Guenther Steiner has rarely been a fan of diplomatic answers, and his latest verdict on Ferrari's medium-term driver line-up follows form.
On the latest Red Flags podcast, in the regular 'Gas or Brake' segment in which Steiner is asked to instantly approve or veto a paddock proposition, he was asked the obvious one: should Oliver Bearman replace Lewis Hamilton at Ferrari?
"Gas!" Steiner replied.
It was a single word but it lands inside a febrile context. Hamilton's first season with Ferrari has been an uphill slog, with public complaints about the SF26's power unit and tyre window now a regular feature of race weekend coverage. Italian media speculation about an early Hamilton retirement, including a much-reported but unconfirmed claim that he might announce it at the British Grand Prix, has hardened into a full speculation cycle.
Steiner believes the conclusion will arrive naturally.
"At some stage Hamilton will say he's had enough, and Bearman is ready for Ferrari," he said.
The Steiner endorsement carries real weight. He ran Bearman through the British driver's loan years at Haas and has consistently rated him as a future Ferrari race seat candidate. In earlier interviews Steiner has called him an obvious candidate for the second Ferrari, and his Red Flags comments simply tighten the timeline.
The internal Ferrari logic appears to support him. Charles Leclerc is locked in as the long-term lead driver, but the second seat has always been the more political slot at Maranello. Bearman remains contracted to the Ferrari Driver Academy and has first refusal in Maranello's medium-term planning, and he has just locked down his Haas 2026 commitment by stripping away what he himself calls the rookie tag.
Not everyone is rushing Hamilton out of the door. McLaren CEO Zak Brown publicly declined to feed the speculation, and David Coulthard has cautioned that Hamilton's race-craft and experience could still play a stabilising role for the Scuderia as it claws back from a difficult start to the new regulation cycle. The flip side is that the Italian press, sensing a sustainable storyline, has begun to brief that internal patience is running out.

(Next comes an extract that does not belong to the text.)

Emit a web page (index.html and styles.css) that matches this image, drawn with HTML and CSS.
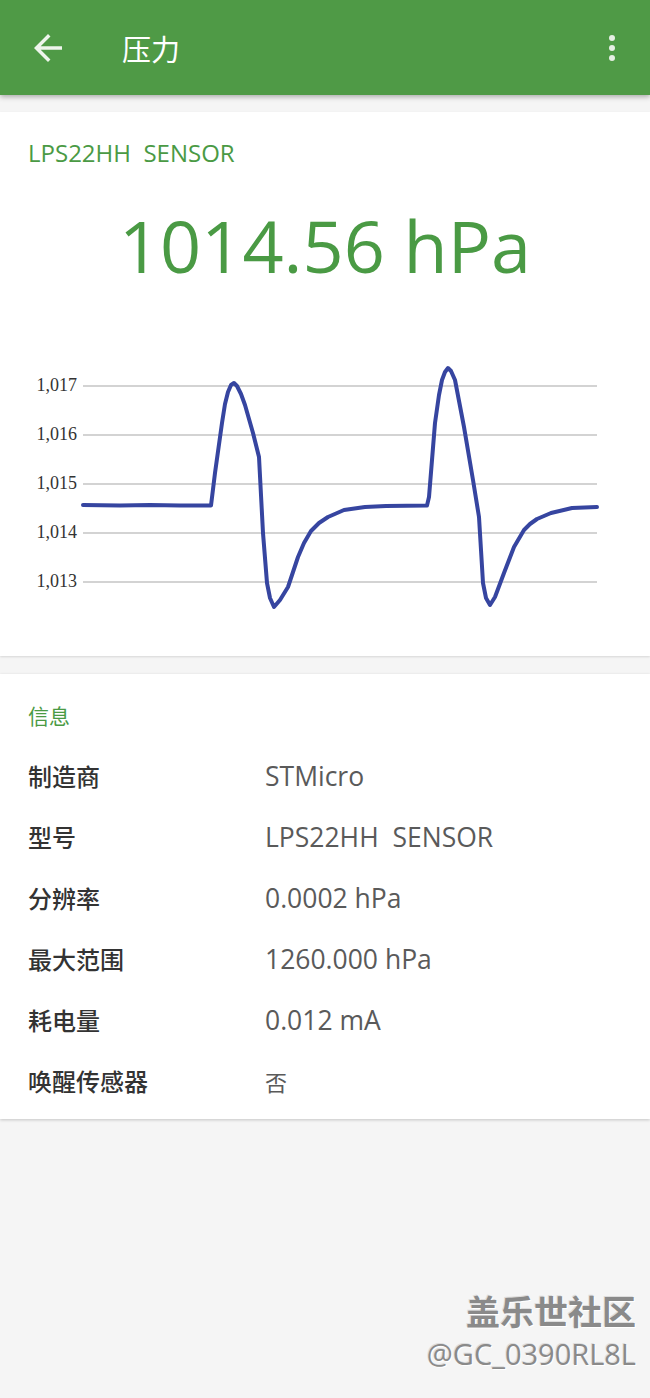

Hamilton himself has not signalled any retirement plan publicly, but the seven-time world champion has been markedly more candid this year about how unenjoyable he is finding the SF26 at its worst. His own words after Japan, where he described the car as 'pretty terrible' to drive on a damp Sunday, have echoed through the paddock more loudly than his strongest defenders would like.
Steiner's job in all of this is essentially to be the bluntest voice in the room, and his Red Flags answer fits the brief.
Bearman, currently in his second Haas season under the Ferrari Driver Academy banner, has so far kept his head down and let the lap times do the lobbying for him. But one of the loudest voices in the paddock now believes that the conversation is no longer if, but when.